Wednesday, August 11, 2010

See It for the First Time

DO NOT SAY, "IT IS MORNING,"
AND DISMISS IT WITH A
NAME OF YESTERDAY.

SEE IT FOR THE FIRST TIME
AS A NEWBORN CHILD
THAT HAS NO NAME.

~Rabindranith Tagore


Of Note: Creative innovation expands the mind and with the right motive often helps humanity. So it was with two Rice University undergraduates, who used their brains to create a machine to diagnose anemia without power while at the same time being inexpensive and portable. The duo explained that they modified a basic salad spinner into an easy to use and transportable centrifuge that successfully separated blood with no electricity to aid diagnosis of anemia. Sally Centrifuge, the name given the novel device, costs about $30 and can process 30 individual blood samples at a time while separating the blood with 20 minutes of spinning. The two inventors are testing the centrifuge this summer in Ecuador, Malawi and Swaziland. The professor for the class Introduction to Bioengineering and World Health said of the two women: "The students really did an amazing job of taking very simple, low-cost materials and creating a device their research shows correlates nicely with hematocrit levels in the blood. Many of the patients seen in developing world clinics are anemic, and its a severe health problem. Being able to diagnose it with no power, with a device that's extremely lightweight, is very valuable."
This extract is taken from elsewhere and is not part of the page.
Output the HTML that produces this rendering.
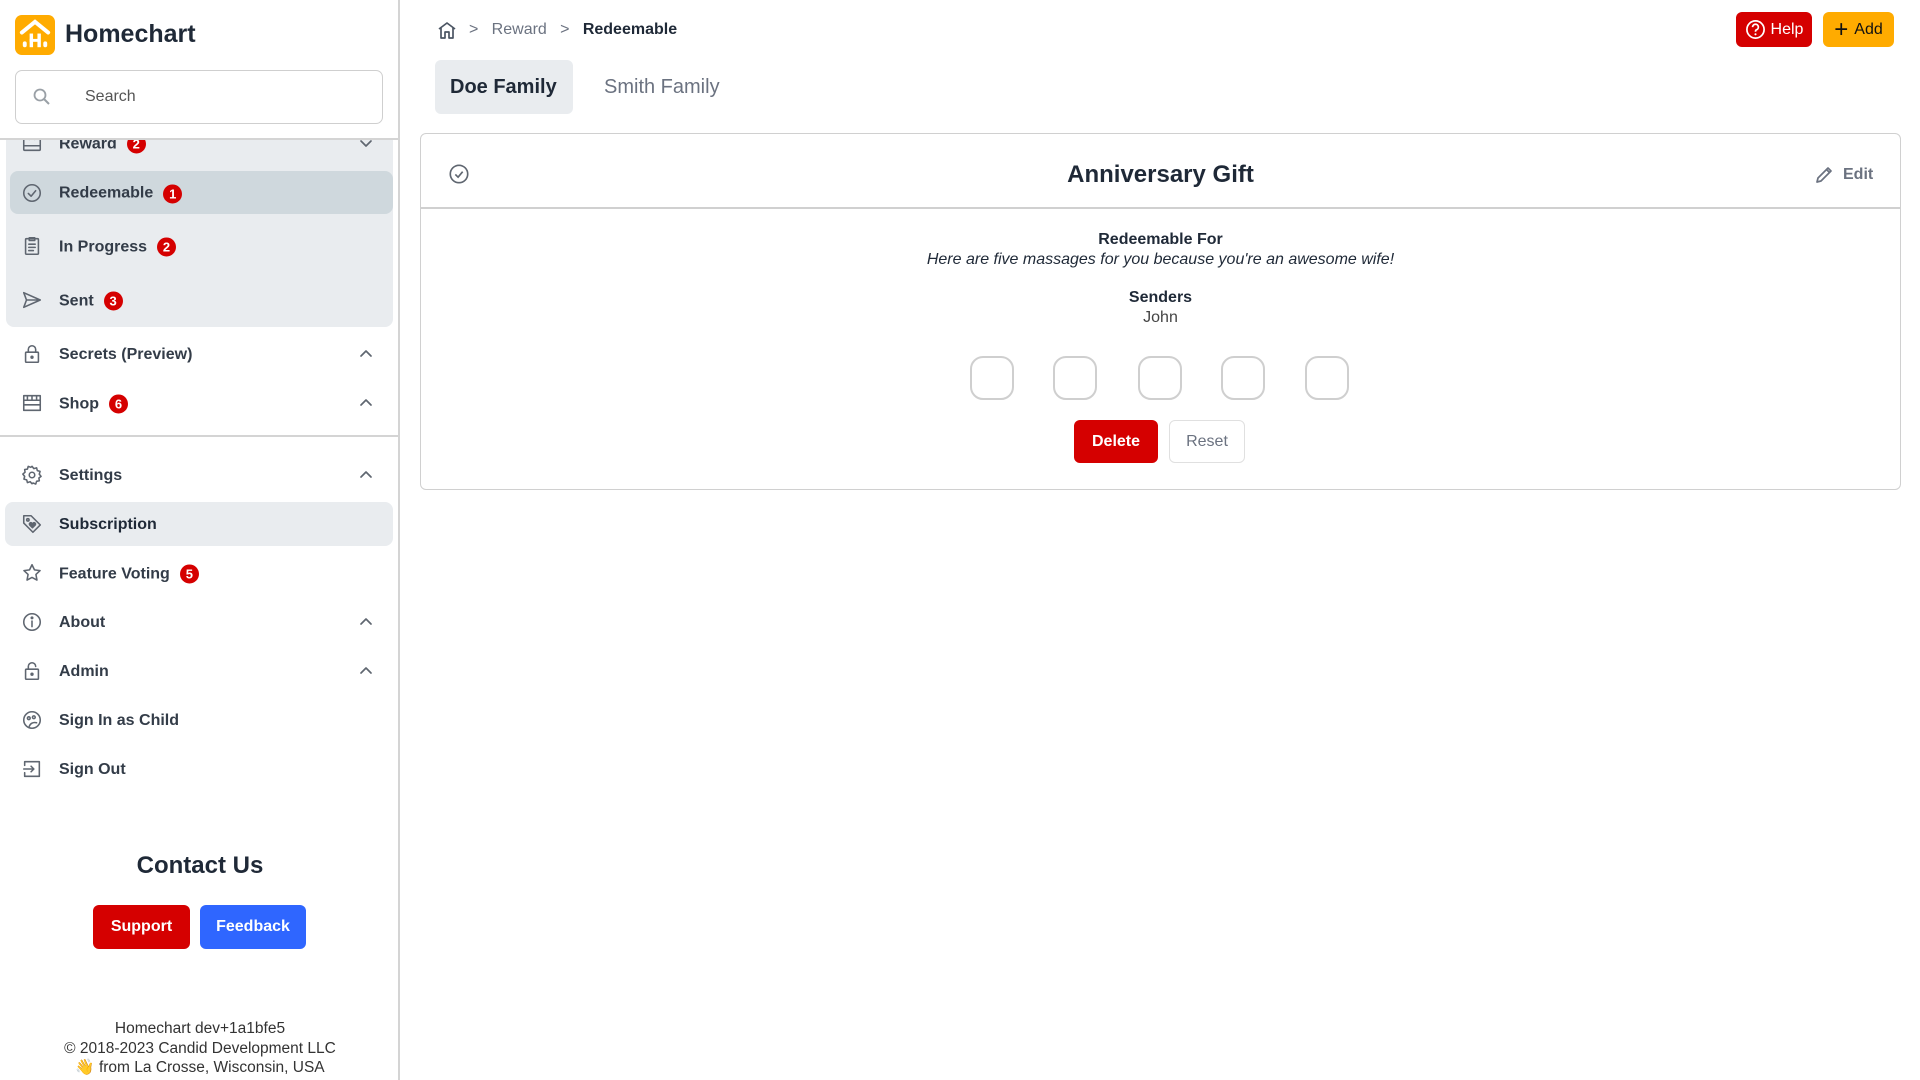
<!DOCTYPE html>
<html><head><meta charset="utf-8"><style>
*{box-sizing:border-box;margin:0;padding:0}
body{width:1920px;height:1080px;overflow:hidden;background:#fff;font-family:"Liberation Sans","DejaVu Sans",sans-serif;color:#1f2937;position:relative}
.abs{position:absolute}
.side{position:absolute;left:0;top:0;width:400px;height:1080px;border-right:2px solid #d4d4d4;background:#fff}
.row{position:absolute;left:10px;width:383px;height:44px;display:flex;align-items:center;font-size:16px;font-weight:bold;color:#333c48}
.row svg{position:absolute;left:11px;width:22px;height:22px}
.row svg.chev{left:349px;width:14px;height:14px}
.row .t{position:absolute;left:49px;top:50%;transform:translateY(-45%);white-space:nowrap;display:flex;align-items:center}
.badge{display:inline-flex;align-items:center;justify-content:center;width:19px;height:19px;border-radius:50%;background:#d50000;color:#fff;font-size:13px;margin-left:10px}
.ic{fill:none;stroke:#5f6670;stroke-width:1.7;stroke-linecap:round;stroke-linejoin:round}
.btn{position:absolute;border-radius:6px;display:flex;align-items:center;justify-content:center;font-weight:bold;font-size:16px}
.box{position:absolute;top:356px;width:44px;height:44px;border:2px solid #cfcfcf;border-radius:13px}
</style></head><body>
<div class="side">
  <svg class="abs" style="left:15px;top:15px" width="40" height="40" viewBox="0 0 41 41"><rect width="41" height="41" rx="7" fill="#ffab00"/><path d="M7 18 L20.5 7 L34 18" fill="none" stroke="#fff" stroke-width="4" stroke-linecap="round"/><rect x="8" y="27" width="4" height="6" rx="2" fill="#fff"/><rect x="29" y="27" width="4" height="6" rx="2" fill="#fff"/><rect x="15" y="19" width="3.5" height="14" fill="#fff"/><rect x="23" y="19" width="3.5" height="14" fill="#fff"/><rect x="15" y="24.5" width="11" height="3" fill="#fff"/></svg>
  <div class="abs" style="left:65px;top:20px;font-size:25px;font-weight:bold;color:#1f2937">Homechart</div>
  <div class="abs" style="left:15px;top:70px;width:368px;height:54px;border:1.5px solid #cfcfcf;border-radius:7px"></div>
  <svg class="abs" style="left:33px;top:88px" width="18" height="18" viewBox="0 0 18 18"><circle cx="7" cy="7" r="5.5" fill="none" stroke="#9aa0a6" stroke-width="1.8"/><path d="M11 11 L16 16" stroke="#9aa0a6" stroke-width="2"/></svg>
  <div class="abs" style="left:85px;top:88px;font-size:16px;color:#555">Search</div>
  <div class="abs" style="left:6px;top:139px;width:387px;height:188px;background:#e9ecef;border-radius:0 0 8px 8px"></div>
  <div class="row" style="top:126px;height:34px;clip-path:inset(13px 0 0 0)"><svg viewBox="0 0 24 24" class="ic"><rect x="3" y="4" width="18" height="16" rx="1"/><path d="M3 15h18M9 8l3-3 3 3"/></svg><span class="t">Reward<span class="badge">2</span></span><svg class="chev ic" viewBox="0 0 14 14"><path d="M2 5l5 5 5-5"/></svg></div>
  <div class="abs" style="left:0;top:138px;width:398px;height:1.5px;background:#d4d4d4"></div>
  <div class="row" style="top:171px;height:43px;background:#cfd8dd;border-radius:8px"><svg viewBox="0 0 24 24" class="ic"><circle cx="12" cy="12" r="9"/><path d="M8 12.5l3 3 5-6"/></svg><span class="t">Redeemable<span class="badge">1</span></span></div>
  <div class="row" style="top:224px"><svg viewBox="0 0 24 24" class="ic"><rect x="5" y="4" width="14" height="17" rx="1"/><path d="M9 3h6v3H9zM8.5 10h7M8.5 13.5h7M8.5 17h5"/></svg><span class="t">In Progress<span class="badge">2</span></span></div>
  <div class="row" style="top:278px"><svg viewBox="0 0 24 24" class="ic"><path d="M3 4l18 8-18 8 3-8zM6 12h15"/></svg><span class="t">Sent<span class="badge">3</span></span></div>
  <div class="row" style="top:332px"><svg viewBox="0 0 24 24" class="ic"><rect x="5" y="10" width="14" height="11" rx="1"/><path d="M8 10V7a4 4 0 0 1 8 0v3"/><circle cx="12" cy="15.5" r="1" fill="#5f6670"/></svg><span class="t">Secrets (Preview)</span><svg class="chev ic" viewBox="0 0 14 14"><path d="M2 9l5-5 5 5"/></svg></div>
  <div class="row" style="top:381px"><svg viewBox="0 0 24 24" class="ic"><path d="M3 4h18v5H3zM3 9v11h18V9M7 4v5M12 4v5M17 4v5M3 14h18"/></svg><span class="t">Shop<span class="badge">6</span></span><svg class="chev ic" viewBox="0 0 14 14"><path d="M2 9l5-5 5 5"/></svg></div>
  <div class="abs" style="left:0;top:435px;width:398px;height:2px;background:#d4d4d4"></div>
  <div class="row" style="top:453px"><svg viewBox="0 0 24 24" class="ic"><circle cx="12" cy="12" r="3"/><path d="M12 2.5l2 2.5 3-.8.8 3 3 .9-.9 3 2 2.4-2.4 1.8.5 3-3 .6-.9 3-3-1.2L12 21.5l-2-2.2-3 1-.8-3-3-.8.8-3L2 11l2.4-2-.4-3 3-.4.9-3 2.8 1z"/></svg><span class="t">Settings</span><svg class="chev ic" viewBox="0 0 14 14"><path d="M2 9l5-5 5 5"/></svg></div>
  <div class="row" style="top:502px;width:388px;left:5px;background:#e9ecef;border-radius:8px"><svg viewBox="0 0 24 24" class="ic" style="left:16px"><path d="M3 3h8l10 10-8 8L3 11z"/><circle cx="7.5" cy="7.5" r="1.3"/><path d="M12.5 16l-3-3a1.5 1.5 0 0 1 2.2-2l.8.8.8-.8a1.5 1.5 0 0 1 2.2 2z" fill="#5f6670"/></svg><span class="t" style="left:54px;color:#1f2937">Subscription</span></div>
  <div class="row" style="top:551px"><svg viewBox="0 0 24 24" class="ic"><path d="M12 3l2.7 5.6 6.1.8-4.5 4.2 1.1 6.1L12 16.8l-5.4 2.9 1.1-6.1-4.5-4.2 6.1-.8z"/></svg><span class="t">Feature Voting<span class="badge">5</span></span></div>
  <div class="row" style="top:600px"><svg viewBox="0 0 24 24" class="ic"><circle cx="12" cy="12" r="9"/><path d="M12 11v6"/><circle cx="12" cy="7.5" r=".8" fill="#5f6670"/></svg><span class="t">About</span><svg class="chev ic" viewBox="0 0 14 14"><path d="M2 9l5-5 5 5"/></svg></div>
  <div class="row" style="top:649px"><svg viewBox="0 0 24 24" class="ic"><rect x="5" y="10" width="14" height="11" rx="1"/><path d="M8 10V7a4 4 0 0 1 8 0"/><circle cx="12" cy="15.5" r="1" fill="#5f6670"/></svg><span class="t">Admin</span><svg class="chev ic" viewBox="0 0 14 14"><path d="M2 9l5-5 5 5"/></svg></div>
  <div class="row" style="top:698px"><svg viewBox="0 0 24 24" class="ic"><circle cx="12" cy="12" r="9"/><circle cx="8.5" cy="10" r="1.5"/><circle cx="14" cy="9" r="1.5"/><path d="M9 19c1-3 4-5 8-4" /></svg><span class="t">Sign In as Child</span></div>
  <div class="row" style="top:747px"><svg viewBox="0 0 24 24" class="ic"><path d="M4 8V4h16v16H4v-4M3 12h11M11 9l3 3-3 3"/></svg><span class="t">Sign Out</span></div>
  <div class="abs" style="left:0;width:400px;top:852px;text-align:center;font-size:24px;font-weight:bold;color:#1f2937">Contact Us</div>
  <div class="btn" style="left:93px;top:905px;width:97px;height:44px;background:#d50000;color:#fff">Support</div>
  <div class="btn" style="left:200px;top:905px;width:106px;height:44px;background:#2f66ff;color:#fff">Feedback</div>
  <div class="abs" style="left:0;width:400px;top:1019px;text-align:center;font-size:15.5px;line-height:19.5px;color:#333">Homechart dev+1a1bfe5<br>© 2018-2023 Candid Development LLC<br><span style="color:#f2b01e">👋</span> from La Crosse, Wisconsin, USA</div>
</div>

<svg class="abs" style="left:437px;top:21px" width="20" height="19" viewBox="0 0 20 19"><path d="M2 8L10 2l8 6M4 7v10h4v-6h4v6h4V7" fill="none" stroke="#4b5563" stroke-width="1.7" stroke-linejoin="round"/></svg>
<div class="abs" style="left:469px;top:21px;font-size:16px;color:#6b7280">&gt;&nbsp;&nbsp;&nbsp;Reward&nbsp;&nbsp;&nbsp;&gt;&nbsp;&nbsp;&nbsp;<span style="color:#1f2937;font-weight:bold">Redeemable</span></div>
<div class="btn" style="left:1736px;top:12px;width:76px;height:35px;background:#d50000;color:#fff;font-weight:normal"><svg width="21" height="21" viewBox="0 0 22 22" style="margin-right:5px"><circle cx="11" cy="11" r="9" fill="none" stroke="#fff" stroke-width="1.8"/><path d="M8 8.5a3 3 0 1 1 4 2.8c-.8.4-1 1-1 2" fill="none" stroke="#fff" stroke-width="1.8"/><circle cx="11" cy="16" r="1.1" fill="#fff"/></svg>Help</div>
<div class="btn" style="left:1823px;top:12px;width:71px;height:35px;background:#ffab00;color:#111;font-weight:normal"><span style="font-size:24px;margin-right:6px;line-height:1">+</span>Add</div>

<div class="abs" style="left:435px;top:60px;width:138px;height:54px;background:#e9ecef;border-radius:6px"></div>
<div class="abs" style="left:450px;top:76px;font-size:20px;font-weight:bold;color:#1f2937">Doe Family</div>
<div class="abs" style="left:604px;top:76px;font-size:20px;color:#6b7280">Smith Family</div>

<div class="abs" style="left:420px;top:133px;width:1481px;height:357px;border:1.5px solid #d0d0d0;border-radius:6px"></div>
<div class="abs" style="left:421px;top:207px;width:1479px;height:1.5px;background:#d0d0d0"></div>
<svg class="abs" style="left:448px;top:163px" width="22" height="22" viewBox="0 0 24 24"><circle cx="12" cy="12" r="9.5" fill="none" stroke="#5f6670" stroke-width="1.8"/><path d="M8 12.5l3 3 5-6" fill="none" stroke="#5f6670" stroke-width="1.8"/></svg>
<div class="abs" style="left:420px;width:1481px;top:161px;text-align:center;font-size:24px;font-weight:bold;color:#1f2937">Anniversary Gift</div>
<svg class="abs" style="left:1814px;top:164px" width="21" height="21" viewBox="0 0 21 21"><path d="M3 18l1-4L14 4l3 3L7 17z M12.5 5.5l3 3" fill="none" stroke="#6b7280" stroke-width="1.7" stroke-linejoin="round"/></svg>
<div class="abs" style="left:1843px;top:166px;font-size:16px;color:#6b7280;font-weight:bold">Edit</div>

<div class="abs" style="left:420px;width:1481px;top:230px;text-align:center;font-size:16px;line-height:20px;color:#1f2937"><b>Redeemable For</b><br><i>Here are five massages for you because you're an awesome wife!</i></div>
<div class="abs" style="left:420px;width:1481px;top:288px;text-align:center;font-size:16px;line-height:20px;color:#1f2937"><b>Senders</b><br><span style="color:#444">John</span></div>
<div class="box" style="left:970px"></div>
<div class="box" style="left:1053px"></div>
<div class="box" style="left:1138px"></div>
<div class="box" style="left:1221px"></div>
<div class="box" style="left:1305px"></div>
<div class="btn" style="left:1074px;top:420px;width:84px;height:43px;background:#d50000;color:#fff">Delete</div>
<div class="btn" style="left:1169px;top:420px;width:76px;height:43px;border:1.5px solid #e0e0e0;color:#6b7280;font-weight:normal">Reset</div>
</body></html>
Today's Weather Report: At around 90 degrees Fahrenheit and humidity close to 100%, it is almost unbearable. Not to be whine-y, but we have no air conditioning so multiple fans have to do. OK so some would consider that whining. With people dying all over the world from every imaginable condition, I shouldn't even bring it up. The dogs have decided that sitting in one of the garden's ponds is the best recourse. They probably have the bet idea yet. My lawn tractor tire went flat yesterday, and it will be a week before Sears will be out to fix it. That means no mowing for a full week. Amen to that. It might look like a hay field by then but a week's reprieve from mowing will be welcomed. More rain last night and the grass is saying alleluia.